Last few weeks I had a lot of discussions on how to make a VMware Private Cloud Environment accountable or measurable. In some situations, you need to design an environment that meets one or more Service Level Objectives (SLO) or you have a Service Level Agreement (SLA) with consumers of the platform. But at least you need some measurable values to scale your environment as needed. In all of these cases, you need to define Service Level Objectives for vSphere Clusters including the related infrastructure components, and collect Service Level Indicators (SLI) so monitor the defined goals.
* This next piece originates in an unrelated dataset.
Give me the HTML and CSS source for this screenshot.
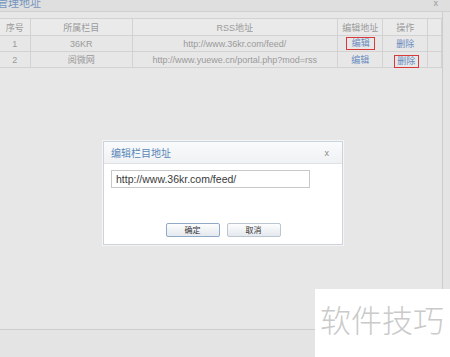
FILE: index.html
```html
<!DOCTYPE html>
<html lang="zh-CN">
<head>
    <meta charset="UTF-8">
    <title>管理地址</title>
    <link rel="stylesheet" href="styles.css">
</head>
<body>
    <div class="panel-head">
        <span class="panel-title">管理地址</span>
        <span class="panel-close">x</span>
    </div>

    <div class="panel-body">
        <table class="grid">
            <tr>
                <th class="c-no">序号</th>
                <th class="c-cat">所属栏目</th>
                <th class="c-url">RSS地址</th>
                <th class="c-edit">编辑地址</th>
                <th class="c-op">操作</th>
                <th class="c-pad"></th>
            </tr>
            <tr>
                <td>1</td>
                <td>36KR</td>
                <td>http://www.36kr.com/feed/</td>
                <td><a class="link mark">编辑</a></td>
                <td><a class="link">删除</a></td>
                <td></td>
            </tr>
            <tr>
                <td>2</td>
                <td>阅微网</td>
                <td>http://www.yuewe.cn/portal.php?mod=rss</td>
                <td><a class="link">编辑</a></td>
                <td><a class="link mark-low">删除</a></td>
                <td></td>
            </tr>
        </table>
    </div>

    <!-- edit dialog over the list -->
    <div class="dialog">
        <div class="dialog-head">
            <span class="dialog-title">编辑栏目地址</span>
            <span class="dialog-close">x</span>
        </div>
        <div class="dialog-body">
            <input type="text" class="url-input" value="http://www.36kr.com/feed/">
            <div class="dialog-buttons">
                <button class="btn btn-ok">确定</button>
                <button class="btn">取消</button>
            </div>
        </div>
    </div>

    <div class="watermark">软件技巧</div>
</body>
</html>
```

FILE: styles.css
```css
body {
    margin: 0;
    width: 450px;
    height: 357px;
    overflow: hidden;
    position: relative;
    background: #e4e4e4;
    font-family: "Liberation Sans", "Noto Sans CJK SC", sans-serif;
}

.panel-head {
    height: 11px;
    display: flex;
    justify-content: space-between;
    align-items: flex-start;
    overflow: hidden;
    background: #dfdfdf;
    border-bottom: 1px solid #d0d0d0;
}

.panel-title {
    margin: -3px 0 0 -3px;
    font-size: 11px;
    line-height: 13px;
    color: #7596c0;
}

.panel-close {
    margin: -2px 12px 0 0;
    font-size: 9px;
    line-height: 11px;
    color: #9a9a9a;
}

.panel-body {
    width: 442px;
    height: 311px;
    padding-top: 6px;
    background: #e7e7e7;
    border-right: 1px solid #cdcdcd;
    border-bottom: 1px solid #cdcdcd;
}

.grid {
    width: 443px;
    margin-left: -1px;
    border-collapse: collapse;
    font-size: 9px;
    color: #9a9a9a;
}

.grid th,
.grid td {
    height: 15px;
    padding: 0;
    text-align: center;
    font-weight: normal;
    border: 1px solid #d2d2d2;
}

.grid th {
    height: 16px;
    background: #eaeaea;
}

.c-no { width: 30px; }
.c-cat { width: 102px; }
.c-url { width: 205px; }
.c-edit { width: 45px; }
.c-op { width: 44px; }
.c-pad { width: 13px; }

.link {
    color: #6a8bc0;
}

/* red marks drawn over the two links */
.mark,
.mark-low {
    display: inline-block;
    line-height: 11px;
    outline: 1px solid #d83a3a;
}

.mark {
    padding: 0 4px 0 5px;
}

.mark-low {
    padding: 0 3px 0 2px;
    margin-left: 3px;
    position: relative;
    top: 2px;
}

.dialog {
    position: absolute;
    left: 103px;
    top: 141px;
    width: 238px;
    height: 102px;
    background: #fff;
    border: 1px solid #cbd3db;
    box-shadow: 0 0 0 1px rgba(255, 255, 255, 0.6);
}

.dialog-head {
    height: 21px;
    display: flex;
    justify-content: space-between;
    align-items: center;
    padding: 0 13px 0 7px;
    background: linear-gradient(#fafbfc, #eff1f3);
    border-bottom: 1px solid #dde2e7;
}

.dialog-title {
    font-size: 10px;
    color: #5886b9;
}

.dialog-close {
    font-size: 9px;
    color: #8a8a8a;
}

.dialog-body {
    padding: 5px 7px 0;
}

.url-input {
    box-sizing: border-box;
    width: 199px;
    height: 18px;
    padding: 0 4px;
    border: 1px solid #c8c8c8;
    font-family: "Liberation Sans", sans-serif;
    font-size: 10.5px;
    color: #3a3a3a;
}

.dialog-buttons {
    display: flex;
    justify-content: center;
    gap: 7px;
    margin-top: 35px;
}

.btn {
    box-sizing: border-box;
    width: 54px;
    height: 14px;
    padding: 0;
    font-family: "Noto Sans CJK SC", sans-serif;
    font-size: 8px;
    line-height: 12px;
    color: #333;
    background: linear-gradient(#fdfdfd, #e4e9ee);
    border: 1px solid #bcc6d0;
    border-radius: 2px;
}

.btn-ok {
    border-color: #8eaac6;
}

.watermark {
    position: absolute;
    left: 315px;
    top: 289px;
    width: 135px;
    height: 68px;
    padding: 13px 0 0 5px;
    box-sizing: border-box;
    background: #fff;
    font-family: "Noto Sans CJK SC", sans-serif;
    font-size: 31px;
    font-weight: 300;
    line-height: 34px;
    color: #cacaca;
    white-space: nowrap;
}
```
Most of the metrics I list here are focus on availability and performance. There are many other possible objectives (business and technical) that can be measured, but I have tried to summarise the basic metrics every enterprise environment should keep in mind.
If you have any further suggestions for metrics or goals to achieve, I would be very happy if you share them with me.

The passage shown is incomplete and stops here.